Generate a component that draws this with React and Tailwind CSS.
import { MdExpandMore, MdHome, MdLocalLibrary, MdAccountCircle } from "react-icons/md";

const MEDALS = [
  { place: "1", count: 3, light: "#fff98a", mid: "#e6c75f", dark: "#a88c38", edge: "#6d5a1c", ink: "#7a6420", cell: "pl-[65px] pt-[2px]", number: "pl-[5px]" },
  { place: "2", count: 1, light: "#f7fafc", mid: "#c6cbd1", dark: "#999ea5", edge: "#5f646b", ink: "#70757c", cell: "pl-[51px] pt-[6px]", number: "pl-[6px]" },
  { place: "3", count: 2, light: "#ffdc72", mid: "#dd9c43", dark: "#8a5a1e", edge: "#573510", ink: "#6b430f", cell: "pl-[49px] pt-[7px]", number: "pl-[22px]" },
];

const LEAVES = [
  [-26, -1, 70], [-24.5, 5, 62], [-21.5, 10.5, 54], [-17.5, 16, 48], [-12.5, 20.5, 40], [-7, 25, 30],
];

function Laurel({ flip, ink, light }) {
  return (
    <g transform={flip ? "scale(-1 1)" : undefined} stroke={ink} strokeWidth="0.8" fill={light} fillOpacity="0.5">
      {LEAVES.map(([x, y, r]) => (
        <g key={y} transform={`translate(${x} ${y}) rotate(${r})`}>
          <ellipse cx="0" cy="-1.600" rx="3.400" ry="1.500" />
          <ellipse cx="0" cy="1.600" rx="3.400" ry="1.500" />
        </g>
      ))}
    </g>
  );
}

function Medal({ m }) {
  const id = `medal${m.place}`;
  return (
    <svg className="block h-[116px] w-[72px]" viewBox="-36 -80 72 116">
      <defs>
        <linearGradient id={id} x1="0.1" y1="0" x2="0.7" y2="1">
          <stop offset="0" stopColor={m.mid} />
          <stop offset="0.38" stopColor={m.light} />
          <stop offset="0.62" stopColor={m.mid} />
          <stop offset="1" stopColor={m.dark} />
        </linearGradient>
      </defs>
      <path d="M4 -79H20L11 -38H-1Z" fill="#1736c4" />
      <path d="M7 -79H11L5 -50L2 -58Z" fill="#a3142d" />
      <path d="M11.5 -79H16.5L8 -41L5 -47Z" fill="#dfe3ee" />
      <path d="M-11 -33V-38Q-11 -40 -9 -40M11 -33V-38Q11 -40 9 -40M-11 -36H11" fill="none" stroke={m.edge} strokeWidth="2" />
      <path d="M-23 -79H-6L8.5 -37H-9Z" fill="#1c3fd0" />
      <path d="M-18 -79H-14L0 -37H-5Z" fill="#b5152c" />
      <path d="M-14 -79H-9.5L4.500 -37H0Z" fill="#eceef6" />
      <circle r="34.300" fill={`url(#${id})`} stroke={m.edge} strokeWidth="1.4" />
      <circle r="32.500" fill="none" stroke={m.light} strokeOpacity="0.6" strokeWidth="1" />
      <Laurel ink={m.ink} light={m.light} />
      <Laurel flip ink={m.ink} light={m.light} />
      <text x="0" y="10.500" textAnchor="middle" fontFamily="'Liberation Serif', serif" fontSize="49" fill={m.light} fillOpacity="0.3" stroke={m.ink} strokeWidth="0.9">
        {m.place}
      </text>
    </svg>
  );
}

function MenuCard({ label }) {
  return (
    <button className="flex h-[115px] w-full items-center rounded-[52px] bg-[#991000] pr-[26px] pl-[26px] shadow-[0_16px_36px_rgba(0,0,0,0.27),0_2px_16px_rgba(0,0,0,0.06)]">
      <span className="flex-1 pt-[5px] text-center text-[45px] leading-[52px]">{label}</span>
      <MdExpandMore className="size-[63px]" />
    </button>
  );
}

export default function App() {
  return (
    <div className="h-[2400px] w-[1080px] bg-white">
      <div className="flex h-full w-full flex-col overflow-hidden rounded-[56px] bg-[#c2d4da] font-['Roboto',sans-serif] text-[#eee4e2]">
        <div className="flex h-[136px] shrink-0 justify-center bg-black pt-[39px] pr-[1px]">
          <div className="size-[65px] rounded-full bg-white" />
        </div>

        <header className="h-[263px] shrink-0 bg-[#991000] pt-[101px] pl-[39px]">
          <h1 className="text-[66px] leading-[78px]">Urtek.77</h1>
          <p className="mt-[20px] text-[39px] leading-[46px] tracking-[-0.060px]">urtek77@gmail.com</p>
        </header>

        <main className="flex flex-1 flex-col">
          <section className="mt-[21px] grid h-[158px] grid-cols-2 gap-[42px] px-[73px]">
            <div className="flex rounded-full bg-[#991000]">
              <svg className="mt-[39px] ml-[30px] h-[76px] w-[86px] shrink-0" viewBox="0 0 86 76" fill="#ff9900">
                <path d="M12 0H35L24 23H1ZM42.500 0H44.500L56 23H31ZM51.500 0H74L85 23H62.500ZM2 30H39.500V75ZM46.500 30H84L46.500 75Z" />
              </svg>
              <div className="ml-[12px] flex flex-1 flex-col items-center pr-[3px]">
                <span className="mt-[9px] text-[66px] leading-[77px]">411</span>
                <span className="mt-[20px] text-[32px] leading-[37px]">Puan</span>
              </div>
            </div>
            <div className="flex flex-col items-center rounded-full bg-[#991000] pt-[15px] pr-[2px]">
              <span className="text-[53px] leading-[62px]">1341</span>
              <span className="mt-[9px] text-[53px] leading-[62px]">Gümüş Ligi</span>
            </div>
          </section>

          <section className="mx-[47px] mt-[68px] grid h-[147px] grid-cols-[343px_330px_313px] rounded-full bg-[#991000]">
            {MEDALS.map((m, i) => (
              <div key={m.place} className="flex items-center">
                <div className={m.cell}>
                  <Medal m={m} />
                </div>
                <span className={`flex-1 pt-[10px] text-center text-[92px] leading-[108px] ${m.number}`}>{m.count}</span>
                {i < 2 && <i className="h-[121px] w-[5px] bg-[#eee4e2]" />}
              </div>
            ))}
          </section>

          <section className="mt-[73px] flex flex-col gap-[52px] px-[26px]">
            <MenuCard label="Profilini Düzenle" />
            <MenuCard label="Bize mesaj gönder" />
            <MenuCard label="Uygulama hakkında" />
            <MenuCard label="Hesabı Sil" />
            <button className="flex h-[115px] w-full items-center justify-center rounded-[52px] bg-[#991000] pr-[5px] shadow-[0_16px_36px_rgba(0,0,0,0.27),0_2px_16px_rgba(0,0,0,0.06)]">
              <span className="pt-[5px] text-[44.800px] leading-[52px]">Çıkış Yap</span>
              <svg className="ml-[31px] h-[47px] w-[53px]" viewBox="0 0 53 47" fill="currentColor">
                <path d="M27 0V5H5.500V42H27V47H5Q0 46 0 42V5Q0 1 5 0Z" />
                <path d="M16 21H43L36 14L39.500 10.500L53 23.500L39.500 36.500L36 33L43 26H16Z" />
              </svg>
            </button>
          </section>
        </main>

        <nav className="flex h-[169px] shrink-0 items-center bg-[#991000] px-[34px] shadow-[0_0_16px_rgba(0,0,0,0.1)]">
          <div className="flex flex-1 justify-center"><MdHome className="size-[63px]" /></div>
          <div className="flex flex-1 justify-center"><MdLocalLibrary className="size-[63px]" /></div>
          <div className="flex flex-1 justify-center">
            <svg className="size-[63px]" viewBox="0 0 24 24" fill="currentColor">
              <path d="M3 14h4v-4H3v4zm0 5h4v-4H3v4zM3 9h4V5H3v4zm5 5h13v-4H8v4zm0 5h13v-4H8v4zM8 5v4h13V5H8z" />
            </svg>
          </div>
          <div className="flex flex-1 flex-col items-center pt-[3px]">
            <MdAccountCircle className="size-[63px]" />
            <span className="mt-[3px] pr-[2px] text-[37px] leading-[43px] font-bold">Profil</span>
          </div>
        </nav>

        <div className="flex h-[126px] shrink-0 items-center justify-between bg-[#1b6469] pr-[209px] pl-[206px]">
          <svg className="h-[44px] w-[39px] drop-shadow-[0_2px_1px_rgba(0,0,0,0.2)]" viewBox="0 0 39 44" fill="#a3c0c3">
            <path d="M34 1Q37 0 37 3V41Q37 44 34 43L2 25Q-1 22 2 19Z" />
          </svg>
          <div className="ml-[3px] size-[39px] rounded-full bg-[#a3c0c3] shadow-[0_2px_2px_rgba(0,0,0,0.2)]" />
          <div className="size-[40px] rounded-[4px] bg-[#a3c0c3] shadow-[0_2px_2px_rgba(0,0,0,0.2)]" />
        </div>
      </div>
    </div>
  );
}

...

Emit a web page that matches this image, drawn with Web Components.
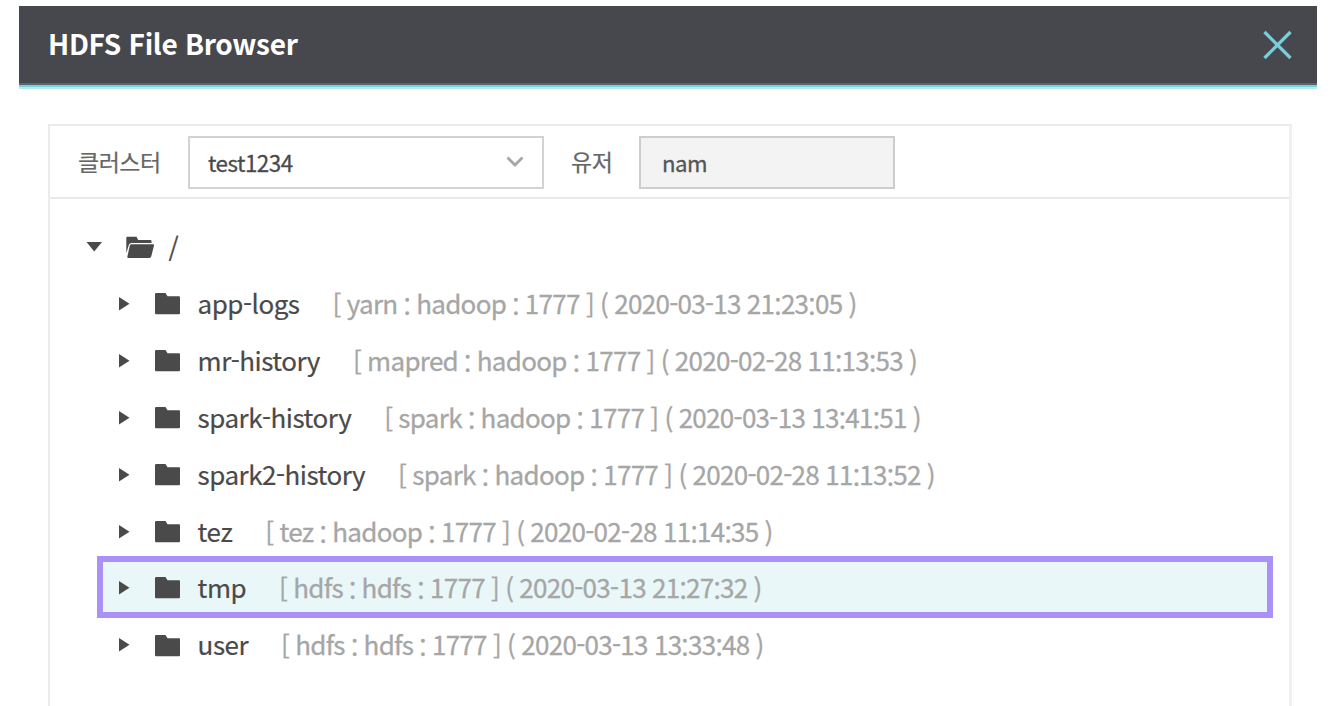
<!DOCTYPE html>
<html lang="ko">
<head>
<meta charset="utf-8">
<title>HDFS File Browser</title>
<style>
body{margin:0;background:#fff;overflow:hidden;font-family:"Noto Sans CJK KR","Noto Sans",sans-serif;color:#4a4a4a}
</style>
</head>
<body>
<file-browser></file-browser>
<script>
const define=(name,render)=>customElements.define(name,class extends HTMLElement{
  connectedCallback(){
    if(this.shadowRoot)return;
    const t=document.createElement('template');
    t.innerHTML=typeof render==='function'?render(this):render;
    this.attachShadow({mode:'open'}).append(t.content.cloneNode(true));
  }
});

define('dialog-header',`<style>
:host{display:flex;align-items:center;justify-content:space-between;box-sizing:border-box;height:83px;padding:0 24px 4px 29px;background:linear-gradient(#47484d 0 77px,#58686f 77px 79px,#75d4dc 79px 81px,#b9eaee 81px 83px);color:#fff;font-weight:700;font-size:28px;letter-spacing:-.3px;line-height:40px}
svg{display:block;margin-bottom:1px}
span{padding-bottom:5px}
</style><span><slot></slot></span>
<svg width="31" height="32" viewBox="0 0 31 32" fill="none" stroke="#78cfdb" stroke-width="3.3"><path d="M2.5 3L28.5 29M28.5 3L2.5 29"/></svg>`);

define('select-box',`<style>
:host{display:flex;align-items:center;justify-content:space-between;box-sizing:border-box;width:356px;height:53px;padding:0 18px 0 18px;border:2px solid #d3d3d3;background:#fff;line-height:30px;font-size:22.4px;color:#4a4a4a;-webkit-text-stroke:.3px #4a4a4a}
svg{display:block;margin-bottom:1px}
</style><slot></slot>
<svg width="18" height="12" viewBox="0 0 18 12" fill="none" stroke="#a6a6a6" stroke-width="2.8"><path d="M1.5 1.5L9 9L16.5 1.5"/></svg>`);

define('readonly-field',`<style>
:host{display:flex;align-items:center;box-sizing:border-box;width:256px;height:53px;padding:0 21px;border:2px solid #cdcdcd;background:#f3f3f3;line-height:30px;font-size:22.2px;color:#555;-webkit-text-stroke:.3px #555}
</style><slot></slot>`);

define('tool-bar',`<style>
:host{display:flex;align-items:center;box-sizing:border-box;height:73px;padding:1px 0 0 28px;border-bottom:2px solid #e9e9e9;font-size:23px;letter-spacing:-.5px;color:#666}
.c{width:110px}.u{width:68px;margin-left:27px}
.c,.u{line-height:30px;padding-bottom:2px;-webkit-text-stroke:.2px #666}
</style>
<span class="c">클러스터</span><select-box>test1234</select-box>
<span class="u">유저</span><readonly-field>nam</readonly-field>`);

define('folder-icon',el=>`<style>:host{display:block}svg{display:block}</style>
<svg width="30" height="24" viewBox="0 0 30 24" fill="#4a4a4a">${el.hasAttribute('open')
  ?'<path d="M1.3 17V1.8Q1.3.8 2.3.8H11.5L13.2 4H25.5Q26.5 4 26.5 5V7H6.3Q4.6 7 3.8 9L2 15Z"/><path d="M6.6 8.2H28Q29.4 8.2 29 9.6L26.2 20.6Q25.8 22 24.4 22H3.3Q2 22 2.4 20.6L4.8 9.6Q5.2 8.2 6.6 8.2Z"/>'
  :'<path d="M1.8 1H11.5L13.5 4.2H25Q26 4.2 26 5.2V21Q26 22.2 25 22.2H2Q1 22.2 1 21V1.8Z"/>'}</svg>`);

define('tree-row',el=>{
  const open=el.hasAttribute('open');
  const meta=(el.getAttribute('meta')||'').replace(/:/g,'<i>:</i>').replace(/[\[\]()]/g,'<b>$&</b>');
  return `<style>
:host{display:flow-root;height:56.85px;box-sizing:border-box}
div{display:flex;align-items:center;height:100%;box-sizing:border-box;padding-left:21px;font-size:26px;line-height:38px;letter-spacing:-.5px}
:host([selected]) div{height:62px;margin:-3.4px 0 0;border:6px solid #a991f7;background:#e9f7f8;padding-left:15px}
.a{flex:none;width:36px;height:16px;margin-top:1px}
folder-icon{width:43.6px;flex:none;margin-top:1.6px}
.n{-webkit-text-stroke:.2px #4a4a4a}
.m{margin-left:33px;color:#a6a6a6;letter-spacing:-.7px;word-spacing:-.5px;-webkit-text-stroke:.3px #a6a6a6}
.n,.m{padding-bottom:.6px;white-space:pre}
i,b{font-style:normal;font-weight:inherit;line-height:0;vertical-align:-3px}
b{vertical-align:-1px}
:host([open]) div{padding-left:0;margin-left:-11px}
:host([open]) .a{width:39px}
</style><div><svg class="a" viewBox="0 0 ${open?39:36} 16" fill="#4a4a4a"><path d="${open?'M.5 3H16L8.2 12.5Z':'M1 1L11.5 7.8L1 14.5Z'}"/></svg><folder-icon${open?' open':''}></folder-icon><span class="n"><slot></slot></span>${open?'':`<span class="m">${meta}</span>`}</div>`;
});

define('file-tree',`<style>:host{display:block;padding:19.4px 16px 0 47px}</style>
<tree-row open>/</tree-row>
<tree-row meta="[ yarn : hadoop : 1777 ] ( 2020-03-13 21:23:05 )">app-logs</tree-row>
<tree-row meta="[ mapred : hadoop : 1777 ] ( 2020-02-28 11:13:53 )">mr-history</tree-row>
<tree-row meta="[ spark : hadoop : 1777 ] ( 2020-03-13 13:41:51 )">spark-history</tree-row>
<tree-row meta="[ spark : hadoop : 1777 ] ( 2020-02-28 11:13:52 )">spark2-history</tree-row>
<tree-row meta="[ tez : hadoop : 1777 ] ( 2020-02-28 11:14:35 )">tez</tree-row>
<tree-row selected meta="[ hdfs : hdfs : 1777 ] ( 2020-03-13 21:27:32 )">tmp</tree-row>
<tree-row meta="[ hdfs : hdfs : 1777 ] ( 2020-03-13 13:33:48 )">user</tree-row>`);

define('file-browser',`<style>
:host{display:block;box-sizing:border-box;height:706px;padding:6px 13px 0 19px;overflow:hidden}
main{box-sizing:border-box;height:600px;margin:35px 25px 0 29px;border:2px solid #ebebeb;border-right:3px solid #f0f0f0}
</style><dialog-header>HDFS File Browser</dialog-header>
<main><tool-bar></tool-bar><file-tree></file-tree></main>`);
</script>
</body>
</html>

| DIRECTIVE |
In the listing above, find the line with "Generate a component" and the line with "MdHome, MdLocalLibrary, MdAccountCircle", then print exactly those lines and every line between them.

| RESPONSE FOR THIS EXERCISE |
Generate a component that draws this with React and Tailwind CSS.
import { MdExpandMore, MdHome, MdLocalLibrary, MdAccountCircle } from "react-icons/md";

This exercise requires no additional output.